Okay guys. No picture for this one…again! So I have compensated with some photos of my recent trip to Mexico City which is my new food heaven. It’s just a hair farther from Vancouver than flying to Toronto (which I also did last week) and so vibrant. I have loaded a bunch of my food recommendations over on my Pinterest Page, in case you want to get a taste of the urban side of Mexico!
Needless to say, things have been crazy around here and I am in full writing/recipe development-overdrive mode. And my new Minimalist Kitchen guide is just a few weeks from dropping…so excited! Stay tuned!!
So you are just going to have to trust me, this dip is off the charts good. I have eaten a lot of queso. And vegan mac and cheese. This dip takes inspiration from a lot of places but evens out what I feel is the biggest challenge in queso: getting the sweet level right. And for me, that meant no butternut squash. My family could suss out that flavour a mile away with a look that said, ‘why can’t you just put cheese on this like a ‘normal’ mom?.’
Queso Fiesta.

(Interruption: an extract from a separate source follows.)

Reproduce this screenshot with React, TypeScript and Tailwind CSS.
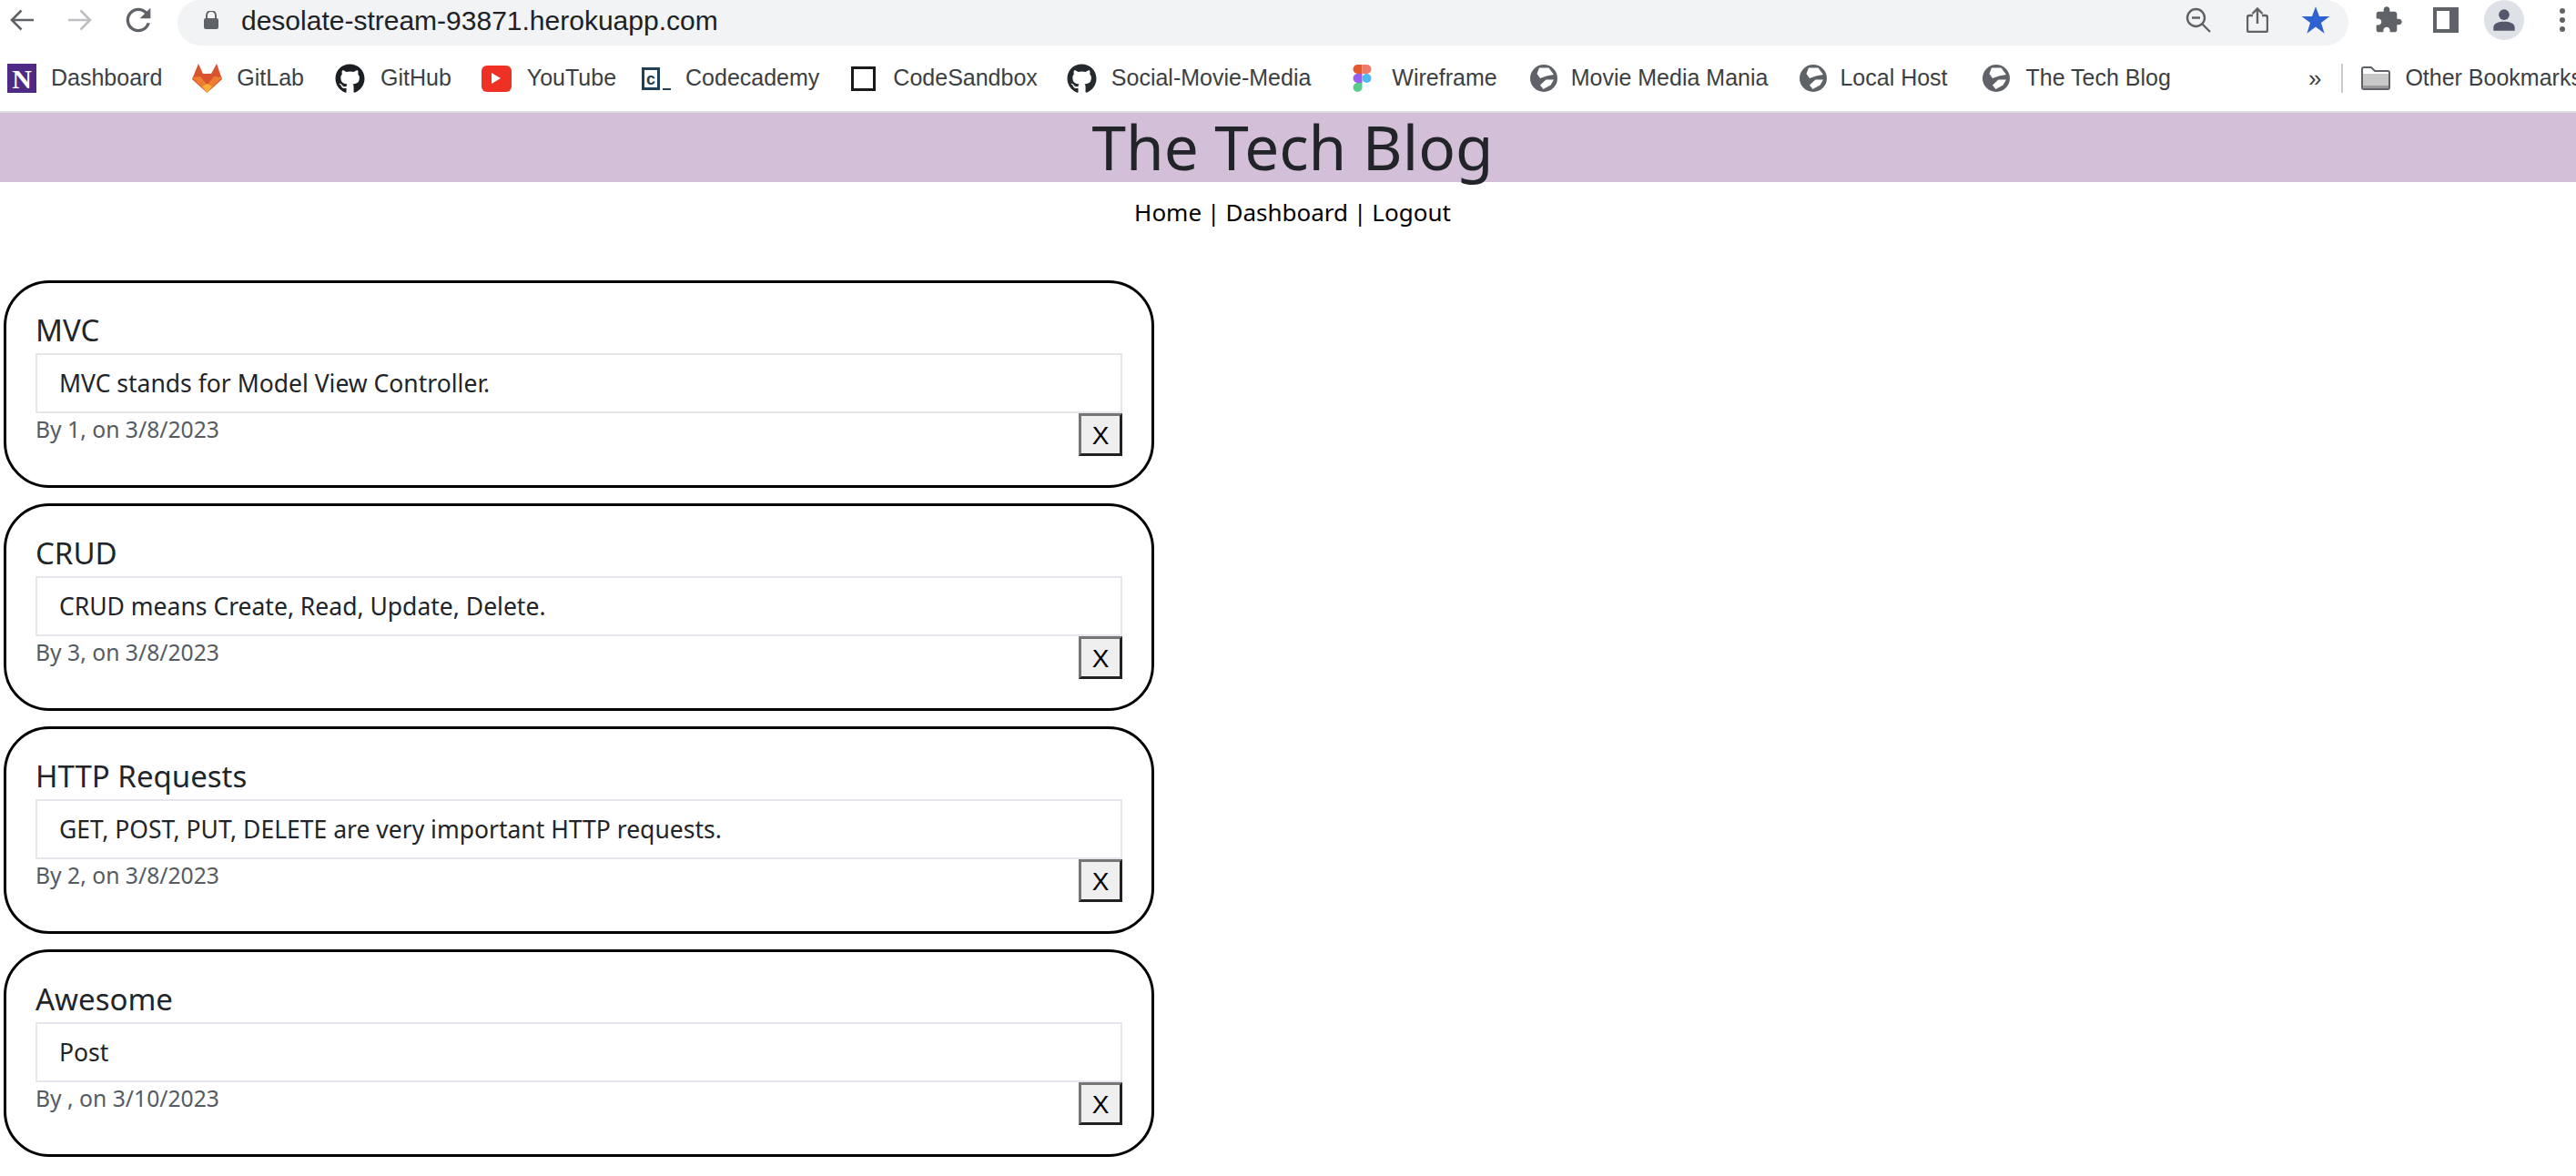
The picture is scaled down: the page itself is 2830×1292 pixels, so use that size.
import { FaGithub } from "react-icons/fa";

const posts = [
  { title: "MVC", body: "MVC stands for Model View Controller.", meta: "By 1, on 3/8/2023" },
  { title: "CRUD", body: "CRUD means Create, Read, Update, Delete.", meta: "By 3, on 3/8/2023" },
  { title: "HTTP Requests", body: "GET, POST, PUT, DELETE are very important HTTP requests.", meta: "By 2, on 3/8/2023" },
  { title: "Awesome", body: "Post", meta: "By , on 3/10/2023" },
];

function Globe() {
  return (
    <svg viewBox="0 0 30 30" className="size-[30px]">
      <circle cx="15" cy="15" r="15" fill="#5f6368" />
      <path d="M10 3.500l10.500 0 5.500 7.500-8 1.500-7 2.500-3.500-5z" fill="#fff" />
      <path d="M11 22.500l6.500-6 8.500 0-3.500 6-8 4.500z" fill="#fff" />
    </svg>
  );
}

function GitLabIcon() {
  return (
    <svg viewBox="0 0 33 32" className="h-[32px] w-[33px]">
      <path d="M16.500 32L0 17 7 0l5 11h9l6-11 6 17z" fill="#d9532f" />
      <path d="M0 15l9-1 8 10v8z" fill="#ee7d32" />
      <path d="M33 15l-9-1-8 10v8z" fill="#ee7d32" />
      <path d="M11 25l5.500-3 5.500 3-5.500 7z" fill="#fbb03b" />
    </svg>
  );
}

function YouTubeIcon() {
  return (
    <div className="flex h-[29px] w-[33px] items-center justify-center rounded-[6px] bg-[#ee3124]">
      <svg viewBox="0 0 10 12" className="h-[12px] w-[10px]">
        <path d="M0 0l10 6-10 6z" fill="#fff" />
      </svg>
    </div>
  );
}

function CodecademyIcon() {
  return (
    <div className="flex h-[32px] w-[32px] items-start pt-[4px]">
      <div className="flex h-[25px] w-[20px] items-center justify-center border-[3px] border-[#204056] font-['Liberation_Sans',sans-serif] text-[18px] leading-none font-bold text-[#204056]">
        c
      </div>
      <div className="mt-[23px] ml-[3px] h-[2px] w-[9px] bg-[#204056]" />
    </div>
  );
}

function FigmaIcon() {
  return (
    <svg viewBox="0 0 20 30" className="h-[30px] w-[21px]">
      <path d="M10 0H5a5 5 0 000 10h5z" fill="#e5582e" />
      <path d="M10 0h5a5 5 0 010 10h-5z" fill="#f0796a" />
      <path d="M10 10H5a5 5 0 000 10h5z" fill="#9a5cf5" />
      <circle cx="15" cy="15" r="5" fill="#4fb9f5" />
      <path d="M5 20h5v5a5 5 0 11-5-5z" fill="#58cc8a" />
    </svg>
  );
}

function FolderIcon() {
  return (
    <svg viewBox="0 0 32 26" className="h-[26px] w-[32px]">
      <path d="M1 3a2 2 0 012-2h8l4 4h14a2 2 0 012 2v16a2 2 0 01-2 2H3a2 2 0 01-2-2z" fill="#fff" stroke="#5f6368" strokeWidth="2" />
      <path d="M2 8h28v13H2z" fill="#c8c8c8" />
      <path d="M2 21h28v3H2z" fill="#9a9a9a" />
    </svg>
  );
}

function Bookmark({ icon, label, ml, gap }: { icon: React.ReactNode; label: string; ml: string; gap: string }) {
  return (
    <div className={`flex shrink-0 items-center ${ml}`}>
      {icon}
      <span className={`whitespace-nowrap text-[25px] text-[#3c4043] ${gap}`}>{label}</span>
    </div>
  );
}

export default function App() {
  return (
    <div className="min-h-[1292px] overflow-hidden bg-white font-['Noto_Sans',sans-serif]">
      <div className="h-[124px] border-b-2 border-[#dadce0] font-['Liberation_Sans',sans-serif]">
        <div className="flex h-[50px] items-center pb-[6px]">
          <svg viewBox="0 0 26 24" className="ml-[11px] h-[24px] w-[26px] shrink-0" fill="none" stroke="#5f6368" strokeWidth="2.600">
            <path d="M26 12H2M12.500 1.500L2 12l10.500 10.500" />
          </svg>
          <svg viewBox="0 0 26 24" className="ml-[38px] h-[24px] w-[26px] shrink-0" fill="none" stroke="#bdbfc2" strokeWidth="2.600">
            <path d="M0 12h24M13.500 1.500L24 12 13.500 22.500" />
          </svg>
          <svg viewBox="0 0 24 24" className="ml-[31px] size-[40px] shrink-0" fill="#5f6368">
            <path d="M17.650 6.350A7.958 7.958 0 0012 4c-4.420 0-7.990 3.580-7.990 8s3.570 8 7.990 8c3.730 0 6.840-2.550 7.730-6h-2.080A5.990 5.990 0 0112 18c-3.310 0-6-2.690-6-6s2.690-6 6-6c1.660 0 3.140.69 4.220 1.780L13 11h7V4l-2.350 2.350z" />
          </svg>
          <div className="ml-[23px] flex h-[50px] w-[2385px] shrink-0 items-center self-start rounded-[28px] bg-[#f1f3f4] pb-[6px]">
            <svg viewBox="0 0 16 20" className="ml-[29px] h-[20px] w-[16px]">
              <path d="M3 8V5a5 5 0 0110 0v3" fill="none" stroke="#5f6368" strokeWidth="2" />
              <rect x="0" y="8" width="16" height="12" rx="2" fill="#5f6368" />
            </svg>
            <span className="ml-[25px] text-[30px] text-[#202124]">desolate-stream-93871.herokuapp.com</span>
            <svg viewBox="0 0 28 28" className="ml-auto size-[28px]" fill="none" stroke="#5f6368" strokeWidth="2.400">
              <circle cx="11.500" cy="11.500" r="9.500" />
              <path d="M7 11.500h9M18.500 18.500L27 27" />
            </svg>
            <svg viewBox="0 0 24 28" className="ml-[39px] h-[28px] w-[24px]" fill="none" stroke="#5f6368" strokeWidth="2.400">
              <path d="M7 9H3a2 2 0 00-2 2v14a2 2 0 002 2h18a2 2 0 002-2V11a2 2 0 00-2-2h-4M12 18V2M6.500 7L12 1.500 17.500 7" />
            </svg>
            <svg viewBox="0 0 24 24" className="ml-[36px] mr-[20px] size-[32px]">
              <path d="M12 1l3 8h8.500l-7 5.200 2.700 8.800L12 17.600 4.800 23l2.700-8.800-7-5.200H9z" fill="#2f62d1" />
            </svg>
          </div>
          <svg viewBox="0 0 24 24" className="ml-[28px] size-[32px]">
            <path d="M20.500 11H19V7c0-1.100-.9-2-2-2h-4V3.500C13 2.120 11.880 1 10.500 1S8 2.120 8 3.500V5H4c-1.100 0-1.990.9-1.990 2v3.800H3.500c1.490 0 2.700 1.210 2.700 2.700s-1.210 2.700-2.700 2.700H2V20c0 1.100.9 2 2 2h3.800v-1.500c0-1.490 1.210-2.700 2.700-2.700 1.490 0 2.700 1.210 2.700 2.700V22H17c1.100 0 2-.9 2-2v-4h1.500c1.380 0 2.500-1.120 2.500-2.500S21.880 11 20.500 11z" fill="#5f6368" />
          </svg>
          <div className="ml-[33px] h-[28px] w-[28px] shrink-0 border-[4px] border-r-[10px] border-[#5f6368] bg-white" />
          <div className="ml-[28px] flex h-[44px] w-[44px] shrink-0 items-center justify-center rounded-full bg-[#dee1e6]">
            <svg viewBox="0 0 24 24" className="size-[28px]">
              <circle cx="12" cy="7" r="5" fill="#55586a" />
              <path d="M2 22v-3c0-4 5-5.500 10-5.500s10 1.500 10 5.500v3z" fill="#55586a" />
            </svg>
          </div>
          <div className="ml-[39px] flex shrink-0 flex-col gap-[4px]">
            <div className="size-[6px] rounded-full bg-[#5f6368]" />
            <div className="size-[6px] rounded-full bg-[#5f6368]" />
            <div className="size-[6px] rounded-full bg-[#5f6368]" />
          </div>
        </div>
        <div className="flex h-[72px] items-center">
          <Bookmark
            ml="ml-[8px]"
            gap="ml-[16px]"
            label="Dashboard"
            icon={
              <div className="flex h-[32px] w-[32px] items-center justify-center bg-[#4e2a84] font-['Liberation_Serif',serif] text-[30px] font-bold text-white">
                N
              </div>
            }
          />
          <Bookmark ml="ml-[33px]" gap="ml-[16px]" label="GitLab" icon={<GitLabIcon />} />
          <Bookmark ml="ml-[34px]" gap="ml-[17px]" label="GitHub" icon={<FaGithub className="size-[33px] text-[#1b1f23]" />} />
          <Bookmark ml="ml-[33px]" gap="ml-[17px]" label="YouTube" icon={<YouTubeIcon />} />
          <Bookmark ml="ml-[28px]" gap="ml-[16px]" label="Codecademy" icon={<CodecademyIcon />} />
          <Bookmark ml="ml-[35px]" gap="ml-[19px]" label="CodeSandbox" icon={<div className="size-[27px] border-[3px] border-[#1a1a1a]" />} />
          <Bookmark ml="ml-[32px]" gap="ml-[16px]" label="Social-Movie-Media" icon={<FaGithub className="size-[33px] text-[#24292e]" />} />
          <Bookmark ml="ml-[46px]" gap="ml-[22px]" label="Wireframe" icon={<FigmaIcon />} />
          <Bookmark ml="ml-[36px]" gap="ml-[15px]" label="Movie Media Mania" icon={<Globe />} />
          <Bookmark ml="ml-[35px]" gap="ml-[14px]" label="Local Host" icon={<Globe />} />
          <Bookmark ml="ml-[38px]" gap="ml-[18px]" label="The Tech Blog" icon={<Globe />} />
          <span className="ml-[151px] shrink-0 text-[26px] text-[#3c4043]">»</span>
          <div className="ml-[22px] h-[32px] w-[2px] shrink-0 bg-[#c8cacd]" />
          <Bookmark ml="ml-[20px]" gap="ml-[16px]" label="Other Bookmarks" icon={<FolderIcon />} />
        </div>
      </div>

      <header className="flex h-[76px] items-center justify-center bg-[#d3bfd7] pl-[10px]">
        <h1 className="text-[67.500px] leading-none text-[#212529]">The Tech Blog</h1>
      </header>
      <nav className="mb-[40px] flex h-[68px] items-center justify-center pb-[2px] pl-[10px] text-[26px] text-black">
        <a>Home</a>
        <span className="mx-[6px]">|</span>
        <a>Dashboard</a>
        <span className="mx-[6px]">|</span>
        <a>Logout</a>
      </nav>

      <div className="ml-[4px] flex w-[1264px] flex-col gap-[17px]">
        {posts.map((post) => (
          <div key={post.title} className="h-[228px] rounded-[50px] border-[3px] border-black px-[32px] pt-[33px]">
            <h2 className="h-[44px] text-[33px] leading-[38px] text-[#212529]">{post.title}</h2>
            <div className="flex h-[66px] items-center border-2 border-[#e6e6ec] pt-[2px] pl-[24px] text-[26.500px] text-[#212529]">{post.body}</div>
            <div className="flex items-start justify-between">
              <span className="text-[24.700px] leading-[35px] text-[#555b62]">{post.meta}</span>
              <button className="h-[47px] w-[48px] border-[3px] border-t-[#767676] border-r-[#222] border-b-[#222] border-l-[#767676] bg-[#efefef] pt-[1px] font-['Liberation_Sans',sans-serif] text-[28px] text-black">
                X
              </button>
            </div>
          </div>
        ))}
      </div>
    </div>
  );
}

Because this dip is a party.
- 1 cup plain unsweetened soy milk
- 1/2 cup nutritional yeast
- 1/4 cup chopped pickled jalapeños
- 1 medium sweet onion, chopped
- 2 medium carrots, diced
- 2 cloves garlic, sliced
- 3 tablespoons extra-virgin olive oil
- 2 tablespoons fresh lemon juice
- 1 tablespoon tomato paste
- 1 teaspoon jalapeño pickling liquid
- 1/2 teaspoon chili powder
- 1/2 teaspoon cumin
- 1/2 teaspoon salt
- Cook onion in skillet with oil on medium-high for about 3 minutes, stirring. Add carrots and cook until carrots are fork tender and onions golden, about 7 min.
- Next, add garlic and cook for one minute.
- Add cooked veggies, along with remains ingredients, to a high-speed blender and blend on the heat/soup setting until silky smooth. If you don't have a heat setting on your blender, put it back in the skillet once it's blended and gently heat to desired temperature (or put it in a fondue pot!).
- Serve with tortilla chips and fresh veggies!